Please refer to the Academic Senate's Academic Policies and Guidelines for Changes in Campus Operating Status and Campus Ready site for updates.
Assess and Plan
To move parts of a course online, first consider your proficiency with the relevant instructional technologies, the structure of your course, the particular needs of your students, the requirements of your material or your discipline, the assignments and assessments typically used in the course, and the limits caused by timelines and scalability. Above all, because you are working with unexpected limits, we advise you to observe (and encourage your students to observe) reasonable expectations for success.

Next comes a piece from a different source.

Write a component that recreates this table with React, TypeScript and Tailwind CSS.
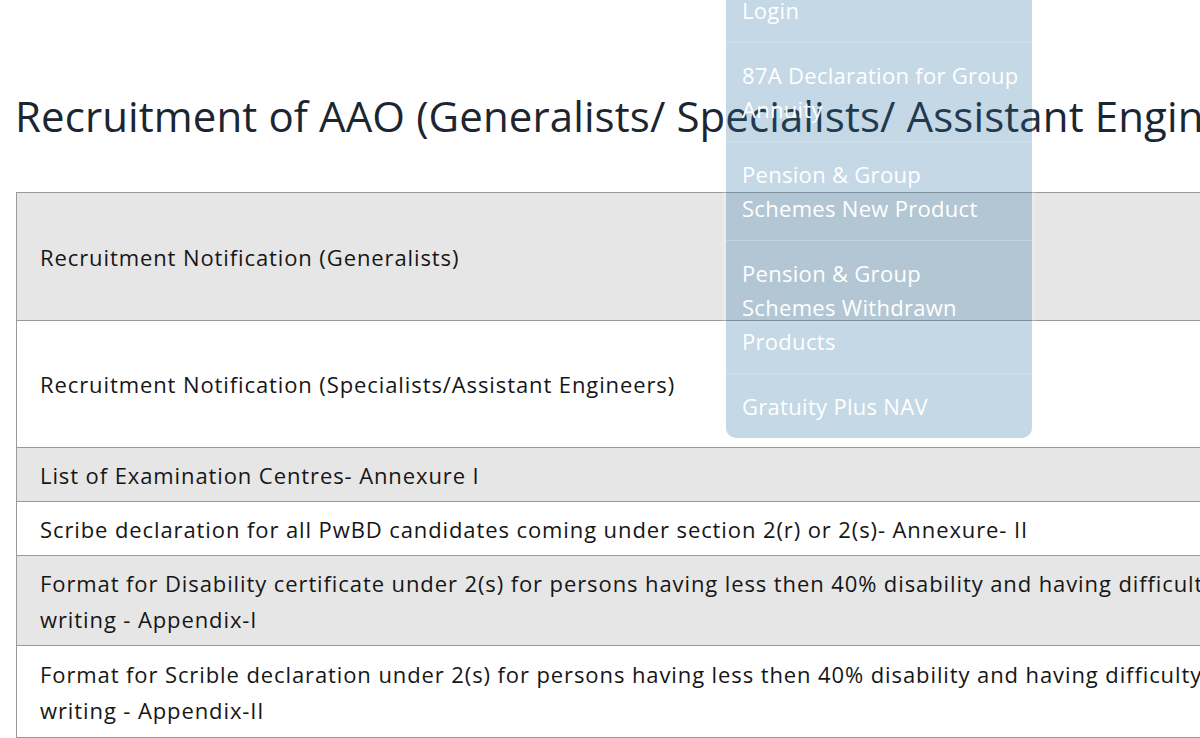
const rows = [
  { text: "Recruitment Notification (Generalists)", h: "h-[128px]", gray: true },
  { text: "Recruitment Notification (Specialists/Assistant Engineers)", h: "h-[127px]", gray: false },
  { text: "List of Examination Centres- Annexure I", h: "h-[54px]", gray: true },
  {
    text: "Scribe declaration for all PwBD candidates coming under section 2(r) or 2(s)- Annexure- II",
    h: "h-[54px]",
    gray: false,
  },
  {
    text: "Format for Disability certificate under 2(s) for persons having less then 40% disability and having difficulty in writing - Appendix-I",
    h: "h-[90px]",
    gray: true,
  },
  {
    text: "Format for Scrible declaration under 2(s) for persons having less then 40% disability and having difficulty in writing - Appendix-II",
    h: "h-[92px]",
    gray: false,
  },
];

const menuItems = [
  ["Login"],
  ["87A Declaration for Group", "Annuity"],
  ["Pension & Group", "Schemes New Product"],
  ["Pension & Group", "Schemes Withdrawn", "Products"],
  ["Gratuity Plus NAV"],
];

function DropdownMenu() {
  return (
    <div className="absolute left-[726px] top-[-22px] z-10 w-[306px] rounded-b-[10px] bg-[rgba(48,116,162,0.28)] shadow-[0_0_6px_rgba(255,255,255,0.6)]">
      <ul>
        {menuItems.map((lines, i) => (
          <li
            key={i}
            className={`px-4 py-[15px] text-[22px] leading-[34px] tracking-[0.3px] text-white ${
              i < menuItems.length - 1 ? "border-b border-[rgba(255,255,255,0.22)]" : ""
            }`}
          >
            {lines.map((line) => (
              <span key={line} className="block whitespace-nowrap">
                {line}
              </span>
            ))}
          </li>
        ))}
      </ul>
    </div>
  );
}

export default function App() {
  return (
    <div className="relative h-[738px] w-[1200px] overflow-hidden bg-white font-['Open_Sans','Liberation_Sans',sans-serif]">
      <DropdownMenu />
      <main className="w-[1700px] pl-[15px] pt-[92px]">
        <h1 className="whitespace-nowrap text-[42px] leading-[48px] tracking-[0.1px] text-[#1b2631]">
          Recruitment of AAO (Generalists/ Specialists/ Assistant Engineers) 2024
        </h1>
        <table className="mt-[52px] ml-px w-[1500px] border-collapse text-[22px] leading-[36px] tracking-[0.9px] text-[#161616]">
          <tbody>
            {rows.map((row) => (
              <tr key={row.text} className={`${row.h} ${row.gray ? "bg-[#e6e6e6]" : "bg-white"}`}>
                <td className="w-[1260px] border border-[#9a9a9a] px-[23px] align-middle">
                  <span className="block w-[1210px]">{row.text}</span>
                </td>
                <td className="border border-[#9a9a9a] px-4 align-middle" />
              </tr>
            ))}
          </tbody>
        </table>
      </main>
    </div>
  );
}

This diamond icon ♦ in the text indicates that there is content in the right sidebar that relates to that particular strategy.
- Determine realistic goals for the circumstances
- What can I realistically accomplish during this time period?
- What learning outcomes (still) need to be addressed?
- What can I maintain in my original syllabus and class schedule?
- How can students keep up with the reading and assignments?
- How can I add structure and accountability to keep students engaged in course content?
- Which assignments must I keep, and which can I modify or cut, if any?
- What exams will be given, and how?
- Consider your students, class size and technology access
- Who are your students? Use the Know Your Students tool to get a better sense of their background and tech access. ♦1
- How many students are in the class? How might class size affect my choices?
- What is my students’ access to the internet and necessary technologies?
- Review your syllabus, and prioritize how the course and course content will be delivered
- How can content best be delivered (e.g., live video via Zoom; recorded lectures, Lecture Capture of prior classes; readings on Canvas)?
- What existing resources created by me or others (e.g., TED Talks, YouTube videos) could be used?
- What course materials do I need to create?
- What course materials can be linked directly from Canvas?
- How can I use elements of Canvas to provide educational equity for all my students?
- Review the course grading structure and policy
- Will changes be needed to the grading structure?
- Do I need to consider alternative weighting for assessments and grades?
- Can I make remaining assignments and coursework optional?
- Should there be an alternative timeline for exams (e.g., if I typically give 2 exams per quarter, should I consider giving 3 exams and dropping the lowest grade)?
- What tools can I use to assist me with grading? (e.g., Gradescope, Canvas Quizzes)
- Assess your technology use and comfort level
- How have I already structured my Canvas course in ways that might support online teaching?
- What is my comfort level with using Canvas? What support do I need to get more comfortable?
- What access do I have to the internet and necessary technologies?
- What new technologies do I need to learn?
- What is my comfort level with using teaching technology?
- Develop a Communication Plan (see below)
- What communication modes are in place?
- Will these need to change to substitute for face-to-face time with students?
- How will I work with my teaching assistants?
Once you have a clear sense of your needs and priorities, you’ll make some important decisions about teaching strategies, the structure of your Canvas page, and the sort of media you will use to communicate with students and share course content.
Communicate with Students
In the remote environment, communicating clearly about course expectations is important so that students 1) have the information they need to make informed decisions when they are selecting their courses, and 2) know how the class will proceed once it begins.
For an example of how a department has communicated course information to students before the start of the quarter, see the sidebar on the right. ♦2
Below are some categories that you may want to address either before your course starts or once the course begins (through the syllabus, your Canvas course page, announcements, etc.):
- How will lectures and/or discussions be conducted? Are they synchronous, asynchronous, or both? (If instruction is happening synchronously, be sure to include the time zone since students may be remote in different parts of the country/globe).
- Is attendance in synchronous lectures or discussions required?
- Will synchronous lecture/discussion material be recorded and made available to students?
- How will office hours be conducted?
- How will exams be administered?
- Will exams be held at a scheduled time (e.g., during lecture)? Will they be timed but held over a longer time frame? Will they be take-home?
- How will you accommodate students in different time zones?
- How often can students expect to hear from you (e.g., daily, weekly, etc.), and through what channels (e.g., email, Canvas Announcements)?
- How can students communicate with you (e.g., email, Canvas Inbox)?
- How will students be informed about unanticipated events, such as internet outages?
- Direct students to campus resources for addressing non-instructional needs (e.g., health and wellness, other campus websites). Note that the Keep Teaching website includes a student resources page you can reference.
- Consider including a statement about student wellness in your syllabus. ♦3
- Tell students to monitor official campus communication for updates.